Visit Indonesia Year was a New Order Indonesia inaugurated series of years of promoting Indonesia to the world tourism industry. It was considered as part of the Visit Indonesia Decade. The Years were announced by Suharto at the beginning of each year during his time in power, and it was his presidential decisions that made the operation of the years function within the governmental process. As part of the 1994–1995 - 1999–2000 five-year plan, the government set a target of 6.5 million foreign tourists, bringing in  billion in foreign exchange, with 84.2 million domestic tourists spending Rp9 trillion.

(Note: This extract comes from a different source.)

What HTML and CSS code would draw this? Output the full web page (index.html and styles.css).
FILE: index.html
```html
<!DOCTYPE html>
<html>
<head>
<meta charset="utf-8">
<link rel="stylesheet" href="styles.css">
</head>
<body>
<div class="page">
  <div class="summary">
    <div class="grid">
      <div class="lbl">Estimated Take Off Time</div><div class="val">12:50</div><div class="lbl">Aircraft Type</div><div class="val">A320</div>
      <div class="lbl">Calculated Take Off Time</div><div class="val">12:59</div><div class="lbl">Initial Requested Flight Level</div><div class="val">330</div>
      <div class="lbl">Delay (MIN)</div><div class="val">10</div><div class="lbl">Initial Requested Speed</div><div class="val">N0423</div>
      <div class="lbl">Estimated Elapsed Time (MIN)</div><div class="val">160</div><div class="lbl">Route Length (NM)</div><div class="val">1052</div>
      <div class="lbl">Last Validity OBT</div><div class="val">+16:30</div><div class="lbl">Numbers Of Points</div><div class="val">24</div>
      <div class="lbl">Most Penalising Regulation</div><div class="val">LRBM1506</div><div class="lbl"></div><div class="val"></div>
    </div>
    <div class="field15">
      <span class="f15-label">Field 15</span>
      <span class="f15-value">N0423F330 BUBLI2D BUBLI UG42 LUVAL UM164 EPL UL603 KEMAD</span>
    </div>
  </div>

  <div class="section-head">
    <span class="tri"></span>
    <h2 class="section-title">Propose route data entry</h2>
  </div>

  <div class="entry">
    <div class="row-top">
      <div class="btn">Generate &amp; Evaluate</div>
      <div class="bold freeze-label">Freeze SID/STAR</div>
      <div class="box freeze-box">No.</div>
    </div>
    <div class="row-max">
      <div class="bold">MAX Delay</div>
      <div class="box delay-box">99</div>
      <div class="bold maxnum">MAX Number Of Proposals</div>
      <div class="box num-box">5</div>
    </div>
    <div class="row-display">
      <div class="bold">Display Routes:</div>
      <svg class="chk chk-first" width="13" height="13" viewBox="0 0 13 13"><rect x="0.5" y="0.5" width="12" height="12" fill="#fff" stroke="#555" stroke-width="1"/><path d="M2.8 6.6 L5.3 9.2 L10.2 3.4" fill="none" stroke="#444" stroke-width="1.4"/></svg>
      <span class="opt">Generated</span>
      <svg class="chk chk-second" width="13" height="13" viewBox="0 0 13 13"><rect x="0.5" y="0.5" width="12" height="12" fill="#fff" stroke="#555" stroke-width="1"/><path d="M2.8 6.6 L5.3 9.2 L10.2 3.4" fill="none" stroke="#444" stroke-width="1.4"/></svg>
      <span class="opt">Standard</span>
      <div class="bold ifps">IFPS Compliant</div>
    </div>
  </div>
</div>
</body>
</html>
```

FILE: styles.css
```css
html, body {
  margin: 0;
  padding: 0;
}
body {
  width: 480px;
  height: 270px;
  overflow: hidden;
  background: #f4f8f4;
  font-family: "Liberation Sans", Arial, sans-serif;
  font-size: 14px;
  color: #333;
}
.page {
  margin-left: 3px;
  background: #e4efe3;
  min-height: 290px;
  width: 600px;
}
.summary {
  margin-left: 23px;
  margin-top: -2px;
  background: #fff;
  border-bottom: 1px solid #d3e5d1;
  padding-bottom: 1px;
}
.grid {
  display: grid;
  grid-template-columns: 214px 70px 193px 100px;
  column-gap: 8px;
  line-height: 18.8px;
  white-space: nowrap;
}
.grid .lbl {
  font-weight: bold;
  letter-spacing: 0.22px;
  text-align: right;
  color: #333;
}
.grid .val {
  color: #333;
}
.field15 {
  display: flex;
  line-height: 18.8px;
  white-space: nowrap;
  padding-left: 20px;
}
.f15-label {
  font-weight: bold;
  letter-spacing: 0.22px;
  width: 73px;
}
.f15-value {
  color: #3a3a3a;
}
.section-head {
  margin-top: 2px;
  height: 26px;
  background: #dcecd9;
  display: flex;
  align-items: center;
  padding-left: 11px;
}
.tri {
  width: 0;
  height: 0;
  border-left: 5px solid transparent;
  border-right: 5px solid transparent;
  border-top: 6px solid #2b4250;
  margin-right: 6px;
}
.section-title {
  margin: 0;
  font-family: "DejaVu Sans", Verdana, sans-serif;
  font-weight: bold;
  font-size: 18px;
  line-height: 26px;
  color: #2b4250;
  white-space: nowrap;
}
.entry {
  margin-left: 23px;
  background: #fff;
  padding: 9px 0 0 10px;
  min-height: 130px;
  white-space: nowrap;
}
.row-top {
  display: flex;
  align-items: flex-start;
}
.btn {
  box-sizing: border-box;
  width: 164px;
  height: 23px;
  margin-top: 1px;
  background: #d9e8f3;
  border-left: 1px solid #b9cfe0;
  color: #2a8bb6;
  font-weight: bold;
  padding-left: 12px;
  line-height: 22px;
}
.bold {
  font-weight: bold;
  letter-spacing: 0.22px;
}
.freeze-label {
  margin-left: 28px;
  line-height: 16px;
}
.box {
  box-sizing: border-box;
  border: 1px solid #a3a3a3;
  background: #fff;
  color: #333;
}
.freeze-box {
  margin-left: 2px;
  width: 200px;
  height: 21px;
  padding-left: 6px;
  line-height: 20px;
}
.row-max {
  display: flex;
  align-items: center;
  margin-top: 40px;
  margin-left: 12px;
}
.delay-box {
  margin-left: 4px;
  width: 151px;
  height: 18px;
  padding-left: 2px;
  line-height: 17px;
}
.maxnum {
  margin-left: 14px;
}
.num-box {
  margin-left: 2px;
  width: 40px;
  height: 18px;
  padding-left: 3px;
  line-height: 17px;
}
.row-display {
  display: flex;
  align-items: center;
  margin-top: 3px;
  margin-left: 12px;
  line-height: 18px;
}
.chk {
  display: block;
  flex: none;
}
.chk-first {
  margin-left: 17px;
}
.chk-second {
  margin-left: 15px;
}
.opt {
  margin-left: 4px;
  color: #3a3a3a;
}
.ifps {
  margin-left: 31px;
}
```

It was hoped that tourism would generate 900,000 new jobs.

The first year was the Visit Indonesia Year 1991. The last major campaign was Visit Indonesia Year 2008 that launched to commemorate 100 years of Indonesian National Awakening in 1908. In January 2011, the "Visit Indonesia" branding was discontinued and changed to the “Wonderful Indonesia” campaign.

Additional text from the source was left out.